→ **What is asked**
Set the listing down again in full, word for word, with the pictures left out.

→ **Data provided**
((

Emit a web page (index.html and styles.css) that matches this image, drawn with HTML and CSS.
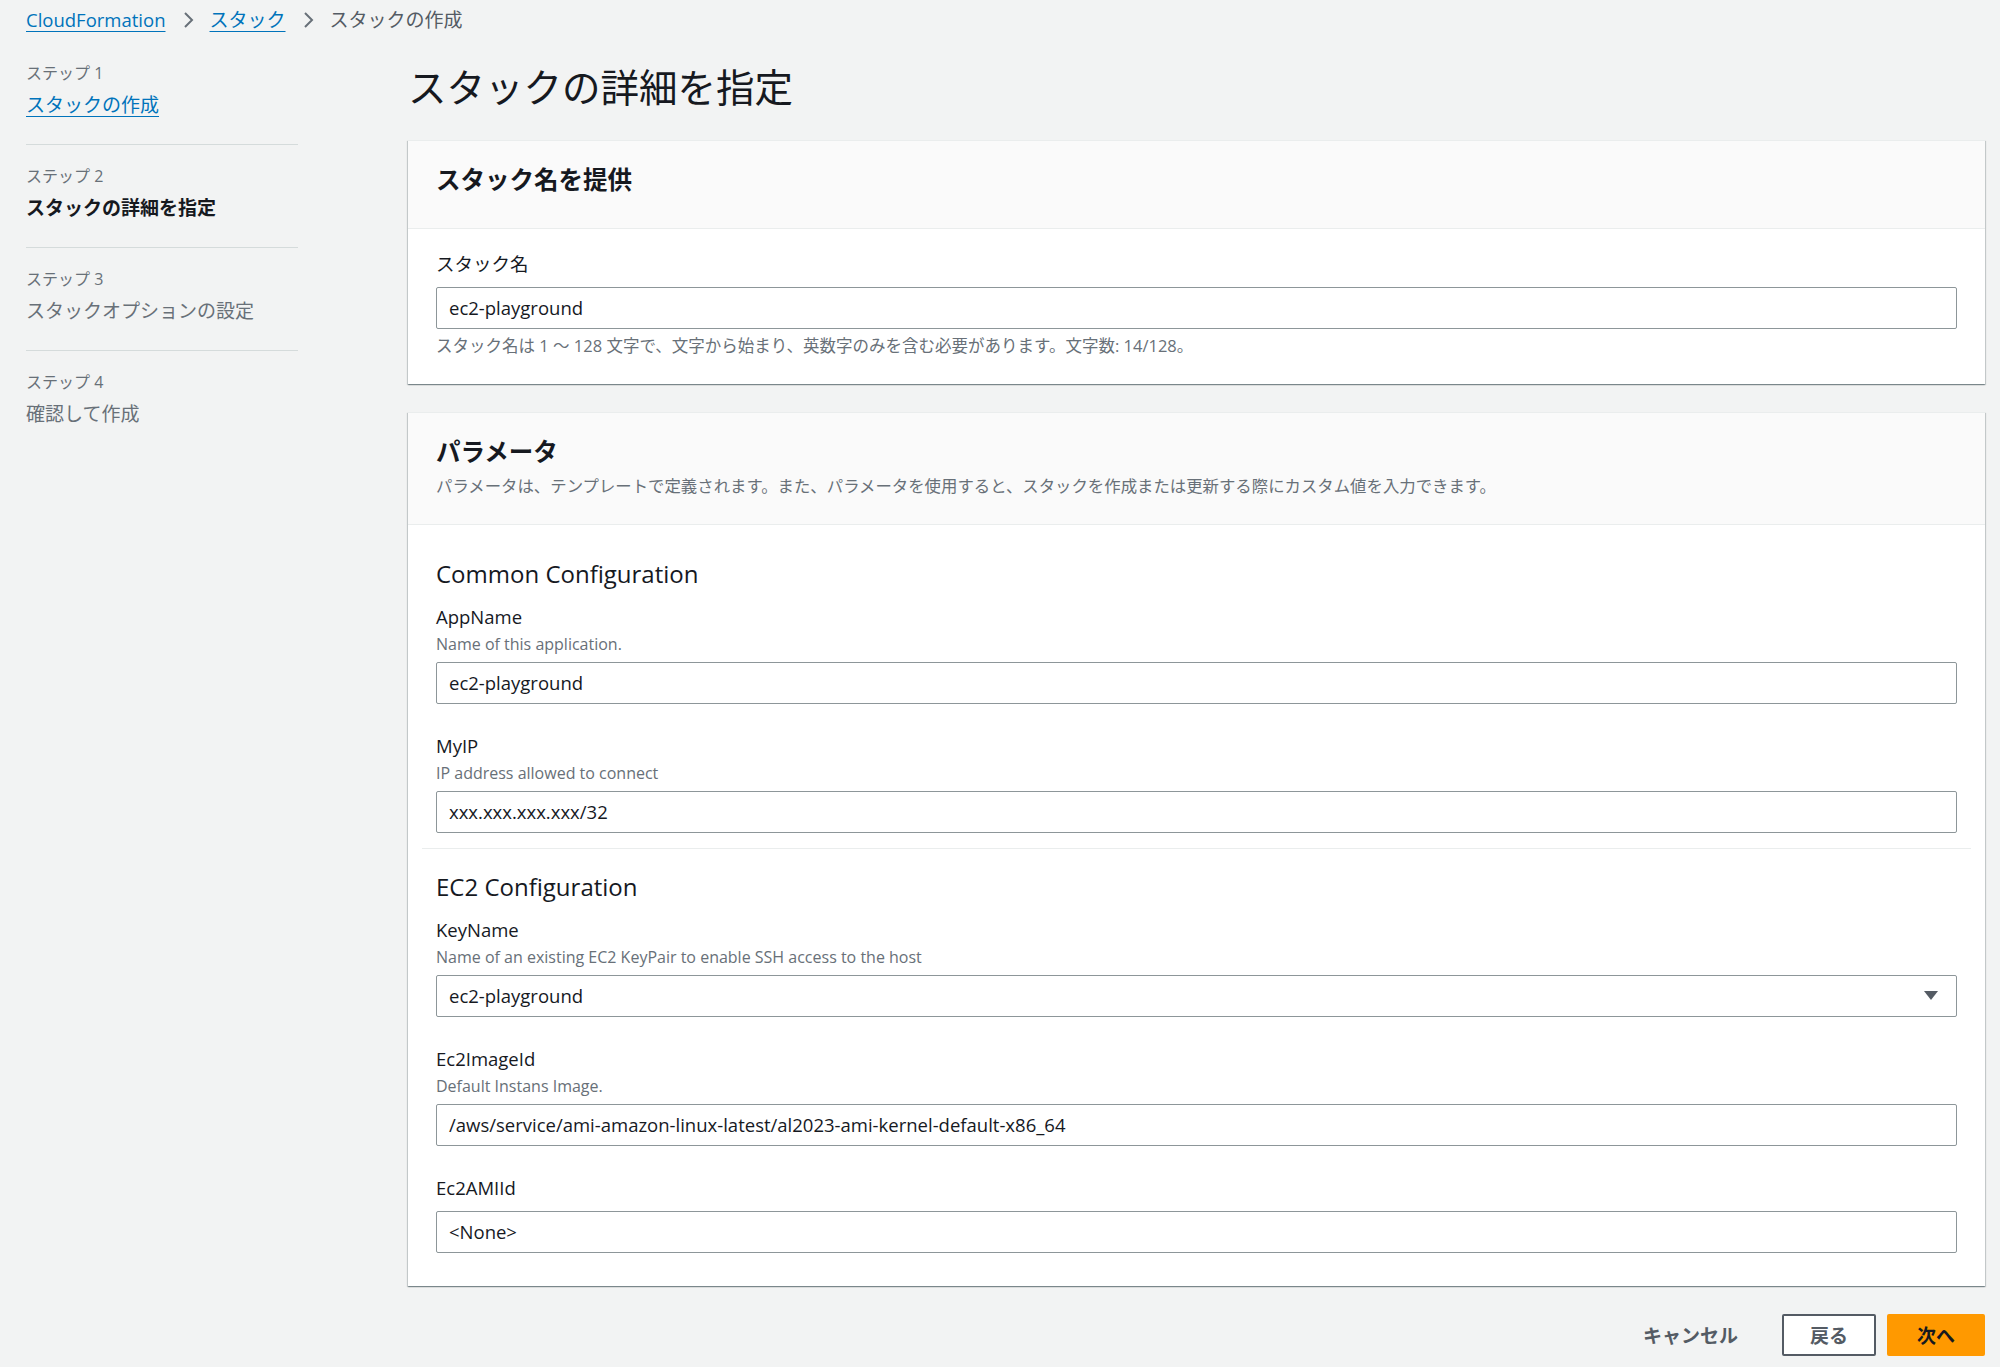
FILE: index.html
```html
<!DOCTYPE html>
<html lang="ja">
<head>
<meta charset="utf-8">
<title>スタックの詳細を指定</title>
<link rel="stylesheet" href="styles.css">
</head>
<body>
<nav class="breadcrumb">
  <a class="crumb-link" href="#">CloudFormation</a>
  <svg class="chev" viewBox="0 0 12 16"><polyline points="2,1 9,8 2,15"/></svg>
  <a class="crumb-link ja" href="#">スタック</a>
  <svg class="chev" viewBox="0 0 12 16"><polyline points="2,1 9,8 2,15"/></svg>
  <span class="crumb-current ja">スタックの作成</span>
</nav>
<div class="layout">
  <aside class="steps">
    <div class="step">
      <div class="step-label">ステップ 1</div>
      <div class="step-title"><a href="#">スタックの作成</a></div>
    </div>
    <div class="step">
      <div class="step-label">ステップ 2</div>
      <div class="step-title step-current">スタックの詳細を指定</div>
    </div>
    <div class="step">
      <div class="step-label">ステップ 3</div>
      <div class="step-title">スタックオプションの設定</div>
    </div>
    <div class="step">
      <div class="step-label">ステップ 4</div>
      <div class="step-title">確認して作成</div>
    </div>
  </aside>
  <main class="main">
    <h1 class="page-title">スタックの詳細を指定</h1>

    <section class="card">
      <div class="card-header">
        <h2 class="card-title">スタック名を提供</h2>
      </div>
      <div class="card-body">
        <div class="field">
          <div class="field-label ja">スタック名</div>
          <div class="input">ec2-playground</div>
          <div class="field-hint">スタック名は 1 ～ 128 文字で、文字から始まり、英数字のみを含む必要があります。文字数: 14/128。</div>
        </div>
      </div>
    </section>

    <section class="card">
      <div class="card-header with-desc">
        <h2 class="card-title">パラメータ</h2>
        <div class="card-desc">パラメータは、テンプレートで定義されます。また、パラメータを使用すると、スタックを作成または更新する際にカスタム値を入力できます。</div>
      </div>
      <div class="card-body params">
        <div class="param-group">
          <h3 class="group-title">Common Configuration</h3>
          <div class="field">
            <div class="field-label">AppName</div>
            <div class="field-desc">Name of this application.</div>
            <div class="input">ec2-playground</div>
          </div>
          <div class="field">
            <div class="field-label">MyIP</div>
            <div class="field-desc">IP address allowed to connect</div>
            <div class="input">xxx.xxx.xxx.xxx/32</div>
          </div>
        </div>
        <div class="param-group">
          <h3 class="group-title">EC2 Configuration</h3>
          <div class="field">
            <div class="field-label">KeyName</div>
            <div class="field-desc">Name of an existing EC2 KeyPair to enable SSH access to the host</div>
            <div class="input select">
              <span>ec2-playground</span>
              <svg class="caret" viewBox="0 0 14 10"><polygon points="0,0 14,0 7,9"/></svg>
            </div>
          </div>
          <div class="field">
            <div class="field-label">Ec2ImageId</div>
            <div class="field-desc">Default Instans Image.</div>
            <div class="input">/aws/service/ami-amazon-linux-latest/al2023-ami-kernel-default-x86_64</div>
          </div>
          <div class="field">
            <div class="field-label">Ec2AMIId</div>
            <div class="input">&lt;None&gt;</div>
          </div>
        </div>
      </div>
    </section>

    <div class="footer">
      <button class="btn btn-link">キャンセル</button>
      <button class="btn btn-normal">戻る</button>
      <button class="btn btn-primary">次へ</button>
    </div>
  </main>
</div>
</body>
</html>
```

FILE: styles.css
```css
* { box-sizing: border-box; }

html, body {
  margin: 0;
  padding: 0;
}

body {
  width: 2000px;
  height: 1367px;
  overflow: hidden;
  background: #f2f3f3;
  color: #16191f;
  font-family: "Open Sans", "Noto Sans CJK JP", sans-serif;
  font-size: 18.5px;
  line-height: 24px;
}

a {
  color: #0073bb;
  text-decoration: underline;
  text-decoration-thickness: 1px;
  text-underline-offset: 4px;
}

/* Japanese-only runs are set a touch larger, as in the reference */
.ja {
  font-size: 19px;
}

/* Breadcrumb */
.breadcrumb {
  display: flex;
  align-items: center;
  height: 24px;
  margin-top: 8px;
  padding-left: 26px;
}

.chev {
  width: 12px;
  height: 16px;
  margin: 0 15px 0 17px;
  fill: none;
  stroke: #687078;
  stroke-width: 2;
}

.crumb-current {
  color: #545b64;
}

/* Layout */
.layout {
  display: grid;
  grid-template-columns: 272px 1fr;
  column-gap: 110px;
  padding: 0 15px 0 26px;
}

/* Steps */
.steps {
  padding-top: 10px;
}

.step {
  padding: 19px 0 25px;
  border-bottom: 1px solid #d5dbdb;
}

.step:last-child {
  border-bottom: none;
}

.step-label {
  font-size: 16px;
  line-height: 24px;
  color: #687078;
}

.step-title {
  margin-top: 6px;
  font-size: 19px;
  line-height: 28px;
  color: #687078;
}

.step-current {
  color: #16191f;
  font-weight: 700;
}

/* Main */
.page-title {
  margin: 32px 0 30px;
  font-size: 38.5px;
  line-height: 46px;
  font-weight: 400;
  color: #16191f;
}

.card {
  background: #fff;
  border-top: 1px solid #eaeded;
  box-shadow: 0 1px 1px 0 rgba(0, 28, 36, 0.3),
              1px 1px 1px 0 rgba(0, 28, 36, 0.15),
              -1px 1px 1px 0 rgba(0, 28, 36, 0.15);
  margin-bottom: 28px;
}

.card-header {
  background: #fafafa;
  border-bottom: 1px solid #eaeded;
  padding: 23px 28px 32px;
}

.card-header.with-desc {
  padding-bottom: 27px;
}

.card-title {
  margin: 0;
  font-size: 24.5px;
  line-height: 32px;
  font-weight: 700;
}

.card-desc {
  margin-top: 7px;
  font-size: 16.4px;
  line-height: 22px;
  color: #687078;
}

.card-body {
  padding: 23px 28px 27px;
}

.card-body.params {
  padding: 0 14px;
}

.param-group {
  padding: 33px 14px 15px;
}

.param-group + .param-group {
  border-top: 1px solid #eaeded;
  padding-top: 22px;
}

.param-group:last-child {
  padding-bottom: 33px;
}

.group-title {
  margin: 0;
  font-size: 24px;
  line-height: 32px;
  font-weight: 400;
}

/* Fields */
.group-title + .field {
  margin-top: 15px;
}

.field + .field {
  margin-top: 30px;
}

.field-label {
  font-size: 18.5px;
  line-height: 24px;
}

.field-desc {
  margin-top: 4px;
  font-size: 16px;
  line-height: 22px;
  color: #687078;
}

.field-hint {
  margin-top: 6px;
  font-size: 16.5px;
  line-height: 22px;
  color: #687078;
}

.input {
  display: flex;
  align-items: center;
  height: 42px;
  margin-top: 7px;
  padding: 0 12px;
  background: #fff;
  border: 1px solid #8d9699;
  border-radius: 2px;
  font-size: 18.5px;
  color: #16191f;
}

.field-label + .input {
  margin-top: 11px;
}

.select {
  justify-content: space-between;
  padding-right: 18px;
}

.caret {
  width: 14px;
  height: 10px;
  fill: #545b64;
}

/* Footer */
.footer {
  display: flex;
  justify-content: flex-end;
  align-items: center;
  margin-top: 28px;
}

.btn {
  display: flex;
  align-items: center;
  justify-content: center;
  height: 42px;
  padding: 0;
  border-radius: 2px;
  font-family: inherit;
  font-size: 19px;
  font-weight: 700;
  cursor: pointer;
}

.btn-link {
  padding: 0 22px;
  margin-right: 22px;
  background: transparent;
  border: none;
  color: #545b64;
}

.btn-normal {
  width: 94px;
  margin-right: 11px;
  background: #fff;
  border: 2px solid #545b64;
  color: #545b64;
}

.btn-primary {
  width: 98px;
  background: #ff9900;
  border: 2px solid #ff9900;
  color: #16191f;
}
```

))

→ **Solution for this problem**
Emit a web page (index.html and styles.css) that matches this image, drawn with HTML and CSS.
FILE: index.html
```html
<!DOCTYPE html>
<html lang="ja">
<head>
<meta charset="utf-8">
<title>スタックの詳細を指定</title>
<link rel="stylesheet" href="styles.css">
</head>
<body>
<nav class="breadcrumb">
  <a class="crumb-link" href="#">CloudFormation</a>
  <svg class="chev" viewBox="0 0 12 16"><polyline points="2,1 9,8 2,15"/></svg>
  <a class="crumb-link ja" href="#">スタック</a>
  <svg class="chev" viewBox="0 0 12 16"><polyline points="2,1 9,8 2,15"/></svg>
  <span class="crumb-current ja">スタックの作成</span>
</nav>
<div class="layout">
  <aside class="steps">
    <div class="step">
      <div class="step-label">ステップ 1</div>
      <div class="step-title"><a href="#">スタックの作成</a></div>
    </div>
    <div class="step">
      <div class="step-label">ステップ 2</div>
      <div class="step-title step-current">スタックの詳細を指定</div>
    </div>
    <div class="step">
      <div class="step-label">ステップ 3</div>
      <div class="step-title">スタックオプションの設定</div>
    </div>
    <div class="step">
      <div class="step-label">ステップ 4</div>
      <div class="step-title">確認して作成</div>
    </div>
  </aside>
  <main class="main">
    <h1 class="page-title">スタックの詳細を指定</h1>

    <section class="card">
      <div class="card-header">
        <h2 class="card-title">スタック名を提供</h2>
      </div>
      <div class="card-body">
        <div class="field">
          <div class="field-label ja">スタック名</div>
          <div class="input">ec2-playground</div>
          <div class="field-hint">スタック名は 1 ～ 128 文字で、文字から始まり、英数字のみを含む必要があります。文字数: 14/128。</div>
        </div>
      </div>
    </section>

    <section class="card">
      <div class="card-header with-desc">
        <h2 class="card-title">パラメータ</h2>
        <div class="card-desc">パラメータは、テンプレートで定義されます。また、パラメータを使用すると、スタックを作成または更新する際にカスタム値を入力できます。</div>
      </div>
      <div class="card-body params">
        <div class="param-group">
          <h3 class="group-title">Common Configuration</h3>
          <div class="field">
            <div class="field-label">AppName</div>
            <div class="field-desc">Name of this application.</div>
            <div class="input">ec2-playground</div>
          </div>
          <div class="field">
            <div class="field-label">MyIP</div>
            <div class="field-desc">IP address allowed to connect</div>
            <div class="input">xxx.xxx.xxx.xxx/32</div>
          </div>
        </div>
        <div class="param-group">
          <h3 class="group-title">EC2 Configuration</h3>
          <div class="field">
            <div class="field-label">KeyName</div>
            <div class="field-desc">Name of an existing EC2 KeyPair to enable SSH access to the host</div>
            <div class="input select">
              <span>ec2-playground</span>
              <svg class="caret" viewBox="0 0 14 10"><polygon points="0,0 14,0 7,9"/></svg>
            </div>
          </div>
          <div class="field">
            <div class="field-label">Ec2ImageId</div>
            <div class="field-desc">Default Instans Image.</div>
            <div class="input">/aws/service/ami-amazon-linux-latest/al2023-ami-kernel-default-x86_64</div>
          </div>
          <div class="field">
            <div class="field-label">Ec2AMIId</div>
            <div class="input">&lt;None&gt;</div>
          </div>
        </div>
      </div>
    </section>

    <div class="footer">
      <button class="btn btn-link">キャンセル</button>
      <button class="btn btn-normal">戻る</button>
      <button class="btn btn-primary">次へ</button>
    </div>
  </main>
</div>
</body>
</html>
```

FILE: styles.css
```css
* { box-sizing: border-box; }

html, body {
  margin: 0;
  padding: 0;
}

body {
  width: 2000px;
  height: 1367px;
  overflow: hidden;
  background: #f2f3f3;
  color: #16191f;
  font-family: "Open Sans", "Noto Sans CJK JP", sans-serif;
  font-size: 18.5px;
  line-height: 24px;
}

a {
  color: #0073bb;
  text-decoration: underline;
  text-decoration-thickness: 1px;
  text-underline-offset: 4px;
}

/* Japanese-only runs are set a touch larger, as in the reference */
.ja {
  font-size: 19px;
}

/* Breadcrumb */
.breadcrumb {
  display: flex;
  align-items: center;
  height: 24px;
  margin-top: 8px;
  padding-left: 26px;
}

.chev {
  width: 12px;
  height: 16px;
  margin: 0 15px 0 17px;
  fill: none;
  stroke: #687078;
  stroke-width: 2;
}

.crumb-current {
  color: #545b64;
}

/* Layout */
.layout {
  display: grid;
  grid-template-columns: 272px 1fr;
  column-gap: 110px;
  padding: 0 15px 0 26px;
}

/* Steps */
.steps {
  padding-top: 10px;
}

.step {
  padding: 19px 0 25px;
  border-bottom: 1px solid #d5dbdb;
}

.step:last-child {
  border-bottom: none;
}

.step-label {
  font-size: 16px;
  line-height: 24px;
  color: #687078;
}

.step-title {
  margin-top: 6px;
  font-size: 19px;
  line-height: 28px;
  color: #687078;
}

.step-current {
  color: #16191f;
  font-weight: 700;
}

/* Main */
.page-title {
  margin: 32px 0 30px;
  font-size: 38.5px;
  line-height: 46px;
  font-weight: 400;
  color: #16191f;
}

.card {
  background: #fff;
  border-top: 1px solid #eaeded;
  box-shadow: 0 1px 1px 0 rgba(0, 28, 36, 0.3),
              1px 1px 1px 0 rgba(0, 28, 36, 0.15),
              -1px 1px 1px 0 rgba(0, 28, 36, 0.15);
  margin-bottom: 28px;
}

.card-header {
  background: #fafafa;
  border-bottom: 1px solid #eaeded;
  padding: 23px 28px 32px;
}

.card-header.with-desc {
  padding-bottom: 27px;
}

.card-title {
  margin: 0;
  font-size: 24.5px;
  line-height: 32px;
  font-weight: 700;
}

.card-desc {
  margin-top: 7px;
  font-size: 16.4px;
  line-height: 22px;
  color: #687078;
}

.card-body {
  padding: 23px 28px 27px;
}

.card-body.params {
  padding: 0 14px;
}

.param-group {
  padding: 33px 14px 15px;
}

.param-group + .param-group {
  border-top: 1px solid #eaeded;
  padding-top: 22px;
}

.param-group:last-child {
  padding-bottom: 33px;
}

.group-title {
  margin: 0;
  font-size: 24px;
  line-height: 32px;
  font-weight: 400;
}

/* Fields */
.group-title + .field {
  margin-top: 15px;
}

.field + .field {
  margin-top: 30px;
}

.field-label {
  font-size: 18.5px;
  line-height: 24px;
}

.field-desc {
  margin-top: 4px;
  font-size: 16px;
  line-height: 22px;
  color: #687078;
}

.field-hint {
  margin-top: 6px;
  font-size: 16.5px;
  line-height: 22px;
  color: #687078;
}

.input {
  display: flex;
  align-items: center;
  height: 42px;
  margin-top: 7px;
  padding: 0 12px;
  background: #fff;
  border: 1px solid #8d9699;
  border-radius: 2px;
  font-size: 18.5px;
  color: #16191f;
}

.field-label + .input {
  margin-top: 11px;
}

.select {
  justify-content: space-between;
  padding-right: 18px;
}

.caret {
  width: 14px;
  height: 10px;
  fill: #545b64;
}

/* Footer */
.footer {
  display: flex;
  justify-content: flex-end;
  align-items: center;
  margin-top: 28px;
}

.btn {
  display: flex;
  align-items: center;
  justify-content: center;
  height: 42px;
  padding: 0;
  border-radius: 2px;
  font-family: inherit;
  font-size: 19px;
  font-weight: 700;
  cursor: pointer;
}

.btn-link {
  padding: 0 22px;
  margin-right: 22px;
  background: transparent;
  border: none;
  color: #545b64;
}

.btn-normal {
  width: 94px;
  margin-right: 11px;
  background: #fff;
  border: 2px solid #545b64;
  color: #545b64;
}

.btn-primary {
  width: 98px;
  background: #ff9900;
  border: 2px solid #ff9900;
  color: #16191f;
}
```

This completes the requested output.